++++ Data to process

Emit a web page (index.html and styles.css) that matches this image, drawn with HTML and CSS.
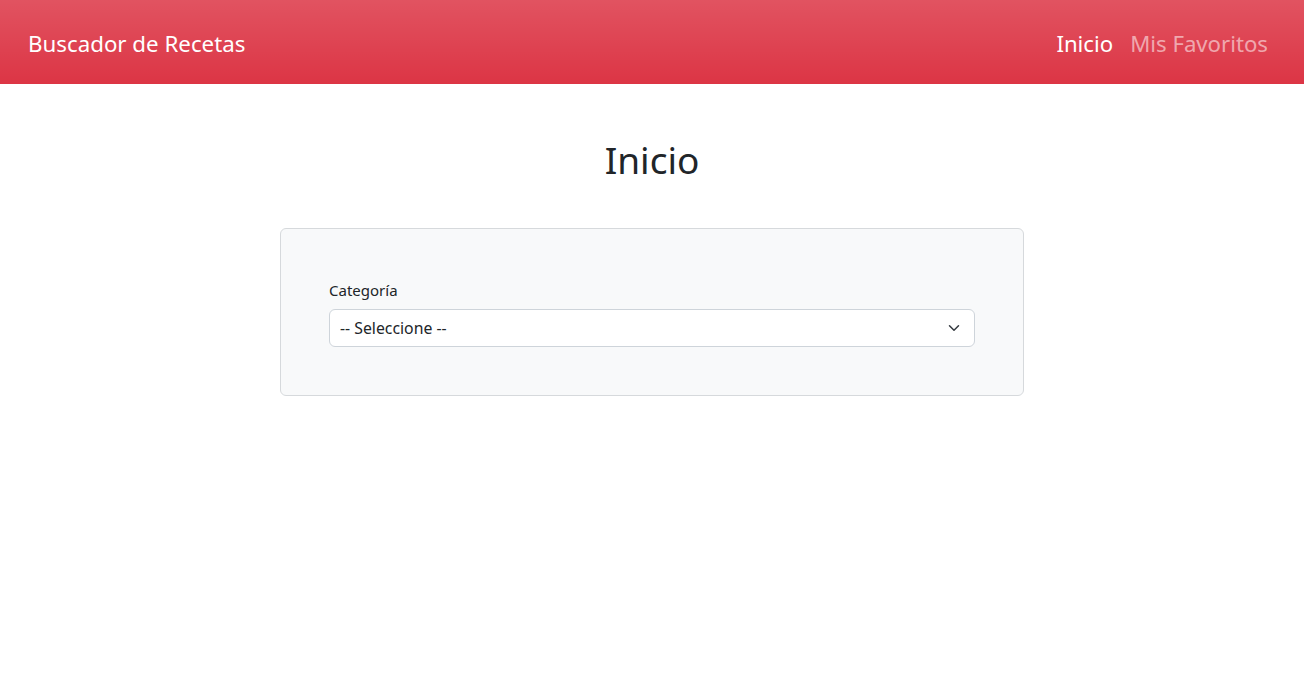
FILE: index.html
```html
<!DOCTYPE html>
<html lang="es">
<head>
<meta charset="utf-8">
<title>Buscador de Recetas</title>
<link rel="stylesheet" href="styles.css">
</head>
<body>
<header class="navbar">
  <a class="brand" href="#">Buscador de Recetas</a>
  <nav class="nav">
    <a class="nav-link active" href="#">Inicio</a>
    <a class="nav-link" href="#">Mis Favoritos</a>
  </nav>
</header>
<main class="main">
  <h1 class="title">Inicio</h1>
  <form class="card">
    <label class="label" for="categoria">Categoría</label>
    <div class="select-wrap">
      <select id="categoria" class="select">
        <option>-- Seleccione --</option>
      </select>
      <svg class="chevron" width="16" height="12" viewBox="0 0 16 16" aria-hidden="true"><path fill="none" stroke="#343a40" stroke-linecap="round" stroke-linejoin="round" stroke-width="2" d="m2 5 6 6 6-6"/></svg>
    </div>
  </form>
</main>
</body>
</html>
```

FILE: styles.css
```css
* { box-sizing: border-box; }
body {
  margin: 0;
  font-family: "Noto Sans", "Open Sans", sans-serif;
  color: #212529;
  background: #fff;
}
.navbar {
  height: 84px;
  display: flex;
  align-items: center;
  justify-content: space-between;
  padding: 2px 36px 0 28px;
  background: #dc3545 linear-gradient(180deg, rgba(255,255,255,0.15), rgba(255,255,255,0));
}
.brand {
  color: #fff;
  text-decoration: none;
  font-size: 22.3px;
}
.nav {
  display: flex;
  gap: 17px;
}
.nav-link {
  color: rgba(255,255,255,0.55);
  text-decoration: none;
  font-size: 22.2px;
}
.nav-link.active { color: #fff; }
.main {
  display: flex;
  flex-direction: column;
  align-items: center;
}
.title {
  margin: 52px 0 44px;
  font-size: 37px;
  line-height: 48px;
  font-weight: 400;
}
.card {
  width: 744px;
  padding: 48px;
  background: #f8f9fa;
  border: 1px solid #d6d9dc;
  border-radius: 6px;
}
.label {
  display: block;
  font-size: 15px;
  line-height: 24px;
  margin-bottom: 8px;
  padding-top: 1px;
  height: 24px;
}
.select-wrap { position: relative; }
.select {
  display: block;
  width: 100%;
  height: 38px;
  padding: 0 36px 0 10px;
  font-family: inherit;
  font-size: 15.8px;
  color: #212529;
  background: #fff;
  border: 1px solid #ced4da;
  border-radius: 6px;
  appearance: none;
  -webkit-appearance: none;
}
.chevron {
  position: absolute;
  right: 13px;
  top: 13px;
  pointer-events: none;
}
```
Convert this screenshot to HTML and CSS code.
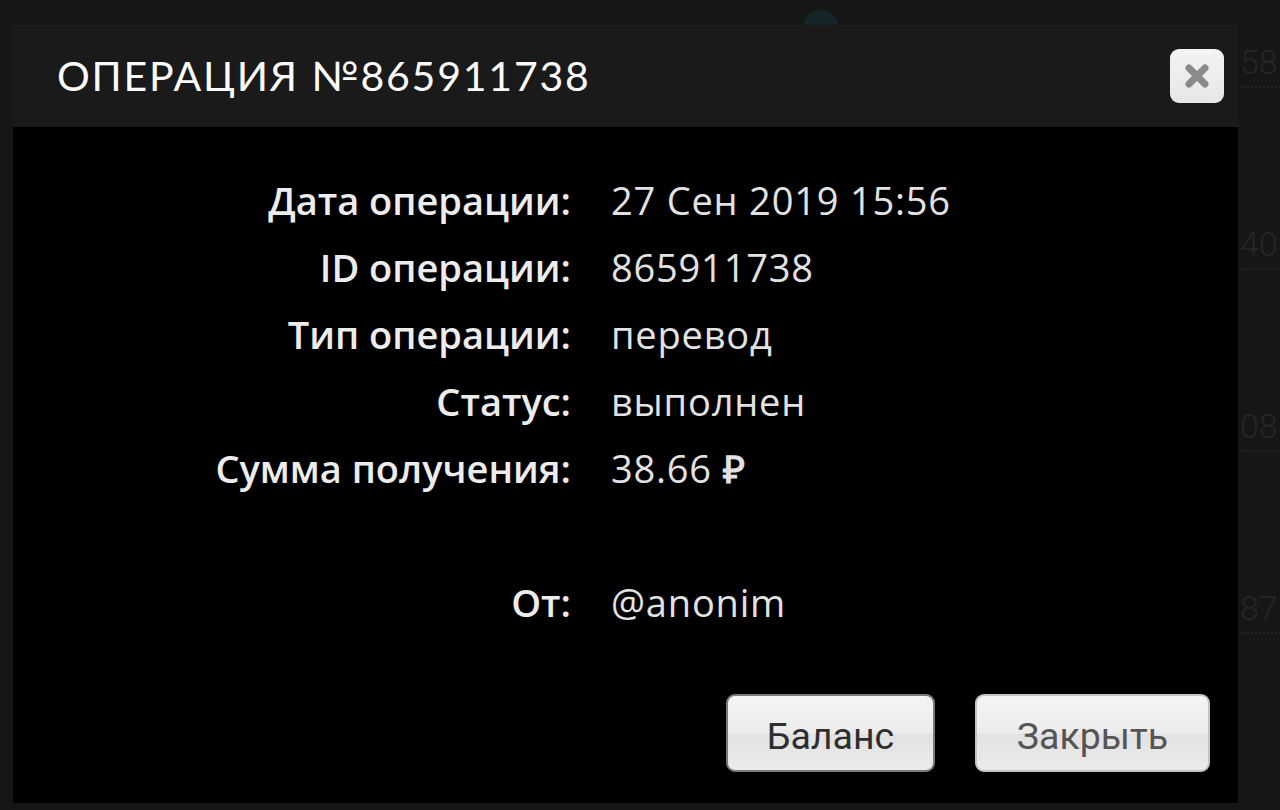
FILE: index.html
```html
<!doctype html>
<html lang="ru">
  <head>
    <meta charset="UTF-8" />
    <meta name="viewport" content="width=device-width, initial-scale=1.0" />
    <title>Операция №865911738</title>
    <link rel="stylesheet" href="styles.css">
  </head>
  <body>
    <div class="page">
      <div class="page-dot"></div>
      <ul class="page-list">
        <li>58</li>
        <li>40</li>
        <li>08</li>
        <li>87</li>
      </ul>
    </div>

    <div class="modal">
      <div class="modal-header">
        <h1>Операция №865911738</h1>
        <button class="close-btn" aria-label="Закрыть">
          <svg viewBox="0 0 26 24" width="26" height="24">
            <path d="M5 4L21 20M21 4L5 20" stroke="#8a8a8a" stroke-width="7" stroke-linecap="round" />
          </svg>
        </button>
      </div>

      <div class="modal-body">
        <dl class="details">
          <dt>Дата операции:</dt>
          <dd>27 Сен 2019 15:56</dd>
          <dt>ID операции:</dt>
          <dd>865911738</dd>
          <dt>Тип операции:</dt>
          <dd>перевод</dd>
          <dt>Статус:</dt>
          <dd>выполнен</dd>
          <dt>Сумма получения:</dt>
          <dd>38.66 <span class="rub">₽</span></dd>
          <dt class="spacer"></dt>
          <dd class="spacer"></dd>
          <dt>От:</dt>
          <dd>@anonim</dd>
        </dl>

        <div class="actions">
          <button class="btn btn-dark">Баланс</button>
          <button class="btn">Закрыть</button>
        </div>
      </div>
    </div>
  </body>
</html>
```

FILE: styles.css
```css
* {
  box-sizing: border-box;
  margin: 0;
  padding: 0;
}

body {
  background: #161616;
  font-family: "Open Sans", Arial, sans-serif;
  color: #e6e6e6;
  height: 810px;
  overflow: hidden;
}

/* page behind the dialog */
.page {
  position: relative;
  height: 810px;
}

.page-dot {
  position: absolute;
  left: 803px;
  top: 10px;
  width: 36px;
  height: 36px;
  border-radius: 50%;
  background: #132526;
}

.page-list {
  list-style: none;
  position: absolute;
  left: 1240px;
  top: 42px;
  display: flex;
  flex-direction: column;
  gap: 136px;
}

.page-list li {
  font-family: "Roboto", sans-serif;
  font-weight: 300;
  font-size: 34px;
  color: #262626;
  border-bottom: 2px dotted #232323;
  padding-bottom: 4px;
  width: 60px;
}

/* dialog */
.modal {
  position: absolute;
  left: 13px;
  top: 25px;
  width: 1225px;
}

.modal-header {
  height: 102px;
  display: flex;
  align-items: center;
  justify-content: space-between;
  padding: 0 14px 0 44px;
  background: #1a1a1a;
}

.modal-header h1 {
  font-family: "Lato", sans-serif;
  font-weight: 400;
  font-size: 41px;
  letter-spacing: 1.8px;
  text-transform: uppercase;
  color: #fafafa;
  margin-top: -2px;
}

.close-btn {
  width: 54px;
  height: 54px;
  border: none;
  border-radius: 9px;
  background: linear-gradient(#f4f4f4, #e6e6e6);
  display: flex;
  align-items: center;
  justify-content: center;
}

.close-btn svg {
  filter: blur(0.6px);
}

.modal-body {
  background: #000;
  height: 676px;
  padding: 40px 28px 0 0;
}

.details {
  display: grid;
  grid-template-columns: 558px 1fr;
  column-gap: 40px;
  line-height: 67px;
  font-size: 38px;
}

.details dt {
  text-align: right;
  font-weight: 600;
  color: #ececec;
}

.details dd {
  color: #e2e2e2;
  letter-spacing: 0.8px;
}

.details .spacer {
  height: 67px;
}

.rub {
  font-weight: 700;
}

.actions {
  display: flex;
  justify-content: flex-end;
  gap: 40px;
  margin-top: 58px;
}

.btn {
  font-family: "Roboto", sans-serif;
  font-size: 37.5px;
  color: #555;
  height: 78px;
  width: 235px;
  padding-top: 6px;
  border: 2px solid #c4c4c4;
  border-radius: 9px;
  background: linear-gradient(#f4f4f4 0%, #ececec 50%, #e2e2e2 52%, #ebebeb 100%);
}

.btn-dark {
  width: 209px;
  color: #2e2e2e;
  border-color: #7a7a7a;
}
```
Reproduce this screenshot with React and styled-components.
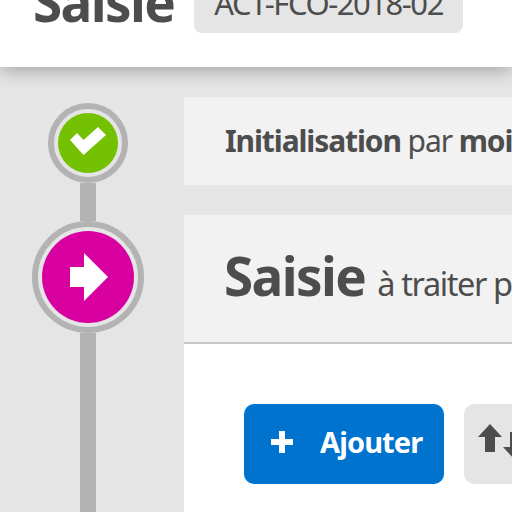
import React from "react";
import styled, { createGlobalStyle } from "styled-components";

const Global = createGlobalStyle`
  html, body { margin: 0; padding: 0; width: 512px; height: 512px; overflow: hidden; background: #e5e5e5; }
  #root { width: 512px; height: 512px; }
`;
const Page = styled.div`
  width: 512px; height: 512px; overflow: hidden; display: flex; flex-direction: column;
  font-family: "Noto Sans", "Open Sans", sans-serif; color: #4d4d4d; background: #e5e5e5;
`;
const Header = styled.header`
  flex: none; height: 67px; background: #fff; box-shadow: 0 0 20px rgba(0,0,0,.4);
  position: relative; z-index: 1; display: flex; align-items: flex-end; gap: 20px;
  padding: 0 0 34px 33px; box-sizing: border-box;
`;
const HeaderTitle = styled.h1`
  margin: 0 0 5px; font-size: 53px; line-height: 53px; font-weight: 700; letter-spacing: -1.6px; white-space: nowrap;
`;
const Code = styled.span`
  background: #e5e5e5; border-radius: 8px; font-size: 31px; line-height: 40px;
  padding: 0 20px 10px; white-space: nowrap; letter-spacing: -1.45px; font-weight: 400;
`;
const Body = styled.div`flex: 1; min-height: 0; display: flex;`;
const Rail = styled.aside`
  flex: none; width: 184px; display: flex; flex-direction: column; align-items: center;
  padding: 36px 8px 0 0; box-sizing: border-box;
`;
const Step = styled.div`
  flex: none; box-sizing: border-box; width: ${p => p.$size}px; height: ${p => p.$size}px; border-radius: 50%;
  border: 6px solid #b3b3b3; padding: 4px; background: #e5e5e5;
`;
const Disc = styled.div`
  width: 100%; height: 100%; border-radius: 50%; background: ${p => p.$color};
  display: flex; align-items: center; justify-content: center;
`;
const Connector = styled.div`
  flex: ${p => (p.$fill ? "1" : "none")}; width: 16px; height: ${p => p.$h || 0}px; background: #b3b3b3;
`;
const CheckIcon = styled.svg`margin-bottom: 4px;`;
const ArrowIcon = styled.svg`margin-left: 2px;`;
const Main = styled.main`flex: 1; min-width: 0; display: flex; flex-direction: column; padding-top: 30px;`;
const DoneCard = styled.section`
  flex: none; height: 88px; box-sizing: border-box; background: #f2f2f2; display: flex; align-items: center; padding: 0 0 2px 41px;
  font-size: 30px; white-space: nowrap; letter-spacing: -1.1px; margin-bottom: 30px;
`;
const Strong = styled.strong`font-weight: 700;`;
const ActiveCard = styled.section`
  flex: none; height: 129px; box-sizing: border-box; background: #f2f2f2; border-bottom: 2px solid #c8c8c8;
  display: flex; align-items: baseline; padding: 29px 0 0 40px; white-space: nowrap; gap: 12px;
`;
const ActiveTitle = styled.h2`margin: 0; font-size: 53px; font-weight: 700; letter-spacing: -1.6px; line-height: 64px;`;
const ActiveMeta = styled.span`font-size: 32.5px; letter-spacing: -1.4px;`;
const Panel = styled.div`flex: 1; background: #fff; display: flex; gap: 20px; padding: 60px 0 0 60px;`;
const Primary = styled.button`
  flex: none; width: 200px; height: 80px; border: 0; border-radius: 10px; background: #0073cf; color: #fff;
  font: 700 29px/76px "Noto Sans", sans-serif; letter-spacing: -0.9px; display: flex; align-items: flex-start; padding: 0 0 0 27px; gap: 27px;
`;
const PlusIcon = styled.svg`margin-top: 27px;`;
const Secondary = styled.button`
  flex: none; width: 90px; height: 80px; border: 0; border-radius: 10px; background: #e5e5e5; padding: 20px 0 0 14px;
  display: flex; align-items: flex-start;
`;

export default function App() {
  return (
    <Page>
      <Global />
      <Header>
        <HeaderTitle>Saisie</HeaderTitle>
        <Code>ACT-FCO-2018-02</Code>
      </Header>
      <Body>
        <Rail>
          <Step $size={80}>
            <Disc $color="#73c100">
              <CheckIcon width="36" height="28" viewBox="0 0 36 28"><path d="M0 13 L7 6 L13.5 13 L28 0 L36 8 L13.5 28 Z" fill="#fff" /></CheckIcon>
            </Disc>
          </Step>
          <Connector $h={38} />
          <Step $size={112}>
            <Disc $color="#d900a0">
              <ArrowIcon width="38" height="48" viewBox="0 0 38 48"><path d="M0 14 H14 V0 L38 24 L14 48 V34 H0 Z" fill="#fff" /></ArrowIcon>
            </Disc>
          </Step>
          <Connector $fill />
        </Rail>
        <Main>
          <DoneCard><Strong>Initialisation</Strong>&nbsp;par&nbsp;<Strong>moi-même</Strong></DoneCard>
          <ActiveCard>
            <ActiveTitle>Saisie</ActiveTitle>
            <ActiveMeta>à traiter par moi-même</ActiveMeta>
          </ActiveCard>
          <Panel>
            <Primary>
              <PlusIcon width="22" height="22" viewBox="0 0 22 22"><path d="M8 0 H14 V8 H22 V14 H14 V22 H8 V14 H0 V8 H8 Z" fill="#fff" /></PlusIcon>
              Ajouter
            </Primary>
            <Secondary>
              <svg width="50" height="40" viewBox="0 0 50 40">
                <path d="M12 0 L24 13 H17 V28 H7 V13 H0 Z" fill="#4d4d4d" />
                <path d="M32 8 H42 V23 H49 L37 36 L25 23 H32 Z" fill="#4d4d4d" />
              </svg>
            </Secondary>
          </Panel>
        </Main>
      </Body>
    </Page>
  );
}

++++++++

State how many lines of the listing include the word "this". Reply with the number alone.

3